Ali Karabayram’ın yeni şiir kitabı ‘Oblivion’ (Altıkırkbeş Yayın, 2006) düşündürüyor bana bunları tekrar. Okura hiçbir vaadde bulunmayan, onu eğlendirmeyi, bilgilendirmeyi, zahmet edip de düşünemediği eleştirelliği hazır bir kalıp halinde üstüne deneyip aynaya baksın diye önüne sunmayı, son noktayı koyup okuduğunda ihtiyacın olanı aldığın bir metin vermeyi aklının ucundan dahi geçirmeyen ve böylece ancak yazılarak okunabilen metinlerin yazarı Ali Karabayram şiirini de muhatapları için yazmayı sürdürenlerden gibi geliyor bana. Tahmin edeceğiniz gibi bu tutumu “eyvah kapalılık, eyvah kule vs.” diyerek piyasalaşmaya veya uysallaşmaya zorlayacaklara karşı da bir direniş görürüz burada.

Oblivion’da yazmanın doğası, karşılaşmaları, ve yaşamla geçişliliklerinin istisnai bir anlatımını buluyoruz.

Hemen baştaki kitapla aynı adı taşıyan ‘Oblivion’ bölümü ilk önce bir mukaddime gibi görünüyor. Bütünlüklü bir hikayenin kahramanıyla, çocukluğuyla, gençliğiyle, kentle çarpışmasıyla ve yazıyı/şiiri kuşanmasıyla, bütün bunları derleyişiyle karşılaşacağımızı öğreniyoruz sanki. Bu, tüm yaşamı yazmak tüm yazısı da yaşamak olan biridir. İlerlemek her zaman başa dönmek içindir. Doğumu gerçek bir doğum değil bir doğumun hatırlanmasıdır. Her zaman yanında taşıdığı geçmiş ve hayallerinin yarattığı çatallanma ile hareket etmiştir. Gençliğini anlatır. Hayalkırıklıklarını, yıldırıcı karşılaşmaları ve bir tür kararlılıkla kente karışmasını. Kahramanımız bir ecinni olmakla özdeşleştirir kendini, başlar başlamaz karşılaştığı engellerle çarpışan düşler görecektir. Önce kendi serüvenini aktarır (‘Kayıp Adanın Sürgünü’), sonra, bana Kafka ve Beckett’in ek metinlerini hatırlatan ek metinleri (‘Paralipomena’) okuruz, sonra da tüm engelleri ve yaşayışlarıyla hatta hayvanlaşmalarıyla kentin anlatıldığı ‘Anno Urbis’ bölümü ve son olarak belleğin, doğumun, kırın, hayalkırıklıklarının anlatıldığı ‘Düş Gören Değirmen’ bölümü gelir. Aslında kitaptaki bölümler de yazının kaynağına doğru gerisingeriye bir yürüyüştür –kitabı bitirdiğinizde baştaki mukaddimenin basbayağı bir final bölümü olduğunu, sondaki düşlerin aslında hikayenin başına denk geldiğini ve ekler bölümünün kitabın tam ortasında yer aldığını farkedersiniz.
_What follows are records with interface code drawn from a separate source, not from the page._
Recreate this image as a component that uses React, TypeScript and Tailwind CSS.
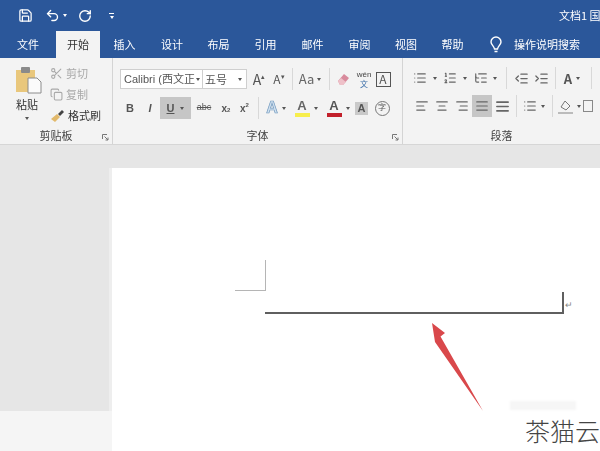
import React from "react";
import {
  AlignCenter,
  AlignJustify,
  AlignLeft,
  AlignRight,
  Copy,
  IndentDecrease,
  IndentIncrease,
  List,
  ListOrdered,
  ListTree,
  Save,
  Scissors,
  Undo2,
  RotateCw,
} from "lucide-react";

const TABS = [
  { label: "文件", w: "w-[56px]" },
  { label: "开始", w: "w-[44px]", active: true },
  { label: "插入", w: "w-[49px]" },
  { label: "设计", w: "w-[46px]" },
  { label: "布局", w: "w-[47px]" },
  { label: "引用", w: "w-[47px]" },
  { label: "邮件", w: "w-[47px]" },
  { label: "审阅", w: "w-[47px]" },
  { label: "视图", w: "w-[46px]" },
  { label: "帮助", w: "w-[47px]" },
];

function Caret({ className = "" }: { className?: string }) {
  return <span className={`block w-0 h-0 border-x-[2.5px] border-x-transparent border-t-[3px] border-t-[#555] ${className}`} />;
}

function Sep() {
  return <span className="block w-px h-[22px] bg-[#d8d8d8]" />;
}

function Cell({ w, children, className = "" }: { w: string; children?: React.ReactNode; className?: string }) {
  return <div className={`flex items-center justify-center shrink-0 h-[22px] ${w} ${className}`}>{children}</div>;
}

function GroupLabel({ children }: { children: React.ReactNode }) {
  return <div className="absolute bottom-[2px] inset-x-0 text-center text-[11px] leading-[14px] text-[#444]">{children}</div>;
}

function Launcher() {
  return (
    <svg className="absolute right-[3px] bottom-[3px]" width="7" height="7" viewBox="0 0 7 7" fill="none" stroke="#777">
      <path d="M0.5 5V0.5H5M2.5 2.5L6 6M6 3.5V6H3.5" />
    </svg>
  );
}

function PasteIcon() {
  return (
    <svg width="26" height="27" viewBox="0 0 26 27">
      <rect x="0" y="3" width="19" height="22" fill="#e9c77c" />
      <rect x="5" y="0" width="9" height="6" rx="1" fill="#8a8a8a" />
      <path d="M12 11h9l4 4v11H12z" fill="#fbfbfb" stroke="#8c8c8c" />
    </svg>
  );
}

function BrushIcon() {
  return (
    <svg width="15" height="14" viewBox="0 0 15 14">
      <path d="M1 10l6-5 3 3-5 5z" fill="#e2b96b" />
      <path d="M8 5l4-4 2 2-4 4z" fill="#444" />
    </svg>
  );
}

function ColorA({ bar, fill = "#555" }: { bar: string; fill?: string }) {
  return (
    <span className="flex flex-col items-center leading-none">
      <span className="text-[13px] leading-[13px] font-bold" style={{ color: fill }}>A</span>
      <span className="block w-[15px] h-[4px] mt-px" style={{ background: bar }} />
    </span>
  );
}

export default function App() {
  return (
    <div className="relative w-[600px] h-[451px] overflow-hidden bg-[#e6e6e6] font-['Noto_Sans_CJK_SC','Liberation_Sans',sans-serif]">
      <div className="blur-[0.4px]">
        {/* Title bar */}
        <div className="h-[31px] bg-[#2b579a] flex items-center text-white">
          <Save size={15} strokeWidth={2} className="ml-[18px]" />
          <Undo2 size={15} strokeWidth={2.2} className="ml-[12px]" />
          <Caret className="ml-[3px] !border-t-white" />
          <RotateCw size={14} strokeWidth={2.4} className="ml-[11px]" />
          <span className="ml-[17px] flex flex-col items-center gap-[2px]">
            <span className="block w-[5px] h-px bg-white" />
            <Caret className="!border-t-white" />
          </span>
          <span className="ml-auto text-[11px] whitespace-nowrap w-[41px] overflow-hidden">文档1 国</span>
        </div>

        {/* Tabs */}
        <div className="h-[27px] bg-[#2b579a] flex items-stretch text-[11px] text-white">
          {TABS.map((t) => (
            <div
              key={t.label}
              className={`${t.w} shrink-0 flex items-center justify-center ${t.active ? "bg-[#f3f3f3] text-[#333]" : ""}`}
            >
              {t.label}
            </div>
          ))}
          <div className="flex items-center ml-[14px] gap-[12px]">
            <svg width="12" height="17" viewBox="0 0 12 17" fill="none" stroke="white" strokeWidth="1.4">
              <path d="M6 1a5 5 0 0 1 5 5c0 2.500-3 4-3.500 7h-3C4 10 1 8.500 1 6a5 5 0 0 1 5-5zM4.500 15.500h3" />
            </svg>
            <span className="whitespace-nowrap">操作说明搜索</span>
          </div>
        </div>

        {/* Ribbon */}
        <div className="h-[87px] bg-[#f3f3f3] border-b border-[#d6d6d6] flex text-[#444]">
          <section className="relative w-[113px] shrink-0 border-r border-[#d4d4d4] flex">
            <div className="w-[50px] pl-[16px] pt-[9px] flex flex-col items-start">
              <PasteIcon />
              <span className="text-[11px] leading-[14px] mt-[3px] text-[#333]">粘贴</span>
              <Caret className="ml-[9px] mt-[6px]" />
            </div>
            <div className="pt-[5px] text-[11px] leading-[21px] flex flex-col">
              <div className="flex items-center gap-[3px] text-[#a9a9a9]"><Scissors size={13} /> 剪切</div>
              <div className="flex items-center gap-[3px] text-[#a9a9a9]"><Copy size={13} /> 复制</div>
              <div className="flex items-center gap-[3px] text-[#333]"><BrushIcon /> 格式刷</div>
            </div>
            <GroupLabel>剪贴板</GroupLabel>
            <Launcher />
          </section>

          <section className="relative w-[290px] shrink-0 border-r border-[#d4d4d4] pl-[7px] pt-[10px]">
            <div className="flex items-center text-[11px]">
              <div className="w-[83px] h-[20px] shrink-0 bg-white border border-[#cfcfcf] flex items-center justify-between pl-[3px] pr-[2px] font-['Liberation_Sans','Noto_Sans_CJK_SC',sans-serif] whitespace-nowrap overflow-hidden text-[#555]">
                Calibri (西文正 <Caret className="shrink-0" />
              </div>
              <div className="w-[44px] h-[20px] shrink-0 bg-white border border-l-0 border-[#cfcfcf] flex items-center justify-between pl-[2px] pr-[4px] text-[#555]">
                五号 <Caret />
              </div>
              <Cell w="w-[22px]" className="ml-[1px] text-[14px] text-[#555]">A<sup className="text-[7px]">▴</sup></Cell>
              <Cell w="w-[18px]" className="text-[12px] text-[#555]">A<sup className="text-[7px]">▾</sup></Cell>
              <Cell w="w-[8px]"><Sep /></Cell>
              <Cell w="w-[28px]" className="text-[13px] gap-[3px] text-[#666]">Aa<Caret /></Cell>
              <Cell w="w-[10px]"><Sep /></Cell>
              <Cell w="w-[20px]">
                <svg width="14" height="14" viewBox="0 0 14 14"><path d="M1 9l6-7 5 4-6 7H3z" fill="#d88a9c" /><path d="M1 9l3-3 5 4-3 3H3z" fill="#eec0c8" /></svg>
              </Cell>
              <Cell w="w-[20px]">
                <span className="flex flex-col items-center text-[8px] leading-[9px]"><span className="font-['Liberation_Sans',sans-serif]">wén</span><span className="text-[#3b6ea8]">文</span></span>
              </Cell>
              <Cell w="w-[18px]">
                <span className="w-[15px] h-[15px] border border-[#555] flex items-center justify-center text-[12px] leading-none text-[#555]">A</span>
              </Cell>
            </div>
            <div className="flex items-center mt-[7px] text-[#555] font-['Liberation_Sans','Noto_Sans_CJK_SC',sans-serif]">
              <Cell w="w-[20px]" className="font-bold text-[11px]">B</Cell>
              <Cell w="w-[20px]" className="italic font-bold text-[11px]">I</Cell>
              <Cell w="w-[31px]" className="bg-[#c6c6c6] gap-[6px] text-[11px] font-bold">
                <span className="underline">U</span><Caret />
              </Cell>
              <Cell w="w-[26px]" className="text-[9px] line-through">abc</Cell>
              <Cell w="w-[18px]" className="font-bold text-[10px]">x<sub className="text-[6px]">2</sub></Cell>
              <Cell w="w-[19px]" className="font-bold text-[10px]">x<sup className="text-[6px]">2</sup></Cell>
              <Cell w="w-[8px]"><Sep /></Cell>
              <Cell w="w-[28px]" className="gap-[4px]">
                <span className="text-[16px] leading-none font-bold text-[#cfe0ef] [-webkit-text-stroke:0.7px_#6f97bd]">A</span><Caret />
              </Cell>
              <Cell w="w-[32px]" className="gap-[4px]"><ColorA bar="#f7ee4c" fill="#666" /><Caret /></Cell>
              <Cell w="w-[32px]" className="gap-[4px]"><ColorA bar="#c2202b" /><Caret /></Cell>
              <Cell w="w-[15px]">
                <span className="w-[13px] h-[13px] bg-[#c9c9c9] flex items-center justify-center text-[11px] font-bold leading-none">A</span>
              </Cell>
              <Cell w="w-[26px]">
                <span className="w-[15px] h-[15px] rounded-full border border-[#777] flex items-center justify-center text-[8px] leading-none">字</span>
              </Cell>
            </div>
            <GroupLabel>字体</GroupLabel>
            <Launcher />
          </section>

          <section className="relative flex-1 pl-[9px] pt-[10px] overflow-hidden">
            <div className="flex items-center h-[20px] text-[#666]">
              <Cell w="w-[16px]"><List size={14} /></Cell>
              <Cell w="w-[14px]"><Caret /></Cell>
              <Cell w="w-[16px]"><ListOrdered size={14} /></Cell>
              <Cell w="w-[14px]"><Caret /></Cell>
              <Cell w="w-[17px]"><ListTree size={14} /></Cell>
              <Cell w="w-[12px]"><Caret /></Cell>
              <Cell w="w-[10px]"><Sep /></Cell>
              <Cell w="w-[20px]"><IndentDecrease size={15} /></Cell>
              <Cell w="w-[20px]"><IndentIncrease size={15} /></Cell>
              <Cell w="w-[8px]"><Sep /></Cell>
              <Cell w="w-[26px]" className="gap-[4px]">
                <span className="text-[13px] font-bold leading-none text-[#555]">A</span><Caret />
              </Cell>
              <Cell w="w-[12px]"><Sep /></Cell>
            </div>
            <div className="flex items-center mt-[7px] text-[#666]">
              <Cell w="w-[20px]"><AlignLeft size={14} /></Cell>
              <Cell w="w-[20px]"><AlignCenter size={14} /></Cell>
              <Cell w="w-[20px]"><AlignRight size={14} /></Cell>
              <Cell w="w-[20px]" className="bg-[#c6c6c6]"><AlignJustify size={14} /></Cell>
              <Cell w="w-[20px]"><AlignJustify size={15} strokeWidth={2.6} /></Cell>
              <Cell w="w-[8px]"><Sep /></Cell>
              <Cell w="w-[28px]" className="gap-[4px]"><List size={14} /><Caret /></Cell>
              <Cell w="w-[8px]"><Sep /></Cell>
              <Cell w="w-[27px]" className="gap-[4px]">
                <svg width="15" height="15" viewBox="0 0 15 15"><path d="M3 8l4-6 5 5-4 4z" fill="none" stroke="#777" /><rect x="0" y="13" width="15" height="2" fill="#bbb" /></svg>
                <Caret />
              </Cell>
              <Cell w="w-[10px]"><span className="block w-[10px] h-[12px] border border-[#888]" /></Cell>
            </div>
            <GroupLabel>段落</GroupLabel>
          </section>
        </div>
      </div>

      {/* Document area */}
      <div className="pt-[23px] flex h-[306px]">
        <div className="w-[112px] shrink-0 flex flex-col">
          <div className="h-[243px] border-r-[3px] border-[#eeeeee]" />
          <div className="flex-1 bg-[#f5f5f5]" />
        </div>
        <div className="flex-1 bg-white">
          <div className="ml-[123px] mt-[92px] w-[31px] h-[31px] border-r border-b border-[#b5b5b5]" />
          <div className="flex items-start ml-[153px] mt-[1px]">
            <div className="w-[297px] h-[20px] border-b-2 border-r-2 border-[#5f5f5f] box-content" />
            <span className="ml-[1px] mt-[8px] text-[9px] leading-[10px] text-[#888]">↵</span>
          </div>
        </div>
      </div>

      {/* Red annotation arrow */}
      <svg className="absolute left-[425px] top-[318px]" width="65" height="100" viewBox="0 0 65 100">
        <path d="M7 5L20 15L15.500 18.500L58 93L10 24z" fill="#d9484b" />
      </svg>

      {/* Watermark */}
      <div className="absolute left-[510px] top-[401px] w-[66px] h-[9px] bg-[#f6f6f6] blur-[1px]" />
      <div className="absolute right-0 top-[415px] text-[25px] leading-[30px] font-light text-[#444] whitespace-nowrap">茶猫云</div>
    </div>
  );
}
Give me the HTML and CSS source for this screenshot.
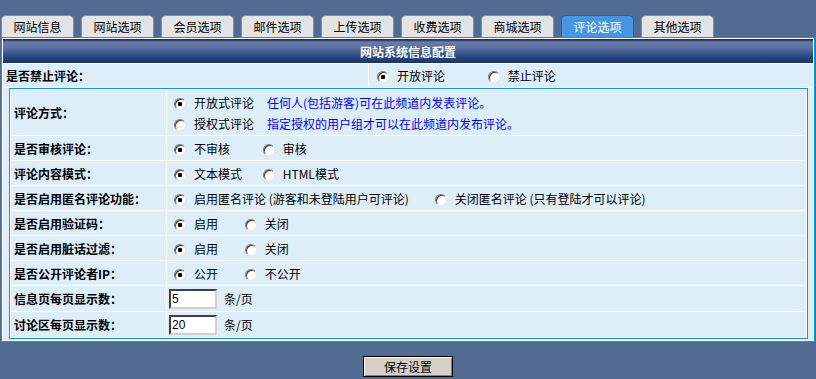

Oblivion’ şiir üzerinden yaşama tutunmak için değil yaşam üzerinden şiire tutunmak için yazılmış bir şiir kitabı diyebiliriz. Farklı yorumlar olacaktır, ama ‘Oblivion’ şiirin kendisini ciddiye alanların gürültü ortamında gözlerinden kaçırmamaları gereken sahici bir şiir serüveni sunuyor diye düşünüyorum. Özellikle de şair dergilerde şiirlerini yayınlamadığı ve ikidir doğrudan kitap olarak ortaya koyduğu için ve de şiirlerin yayınlandığı yayınevi şiirle birlikte akla gelen bir yayınevi olmadığı için bu gözden kaçma ihtimalini gözetmek gerekiyor sanırım.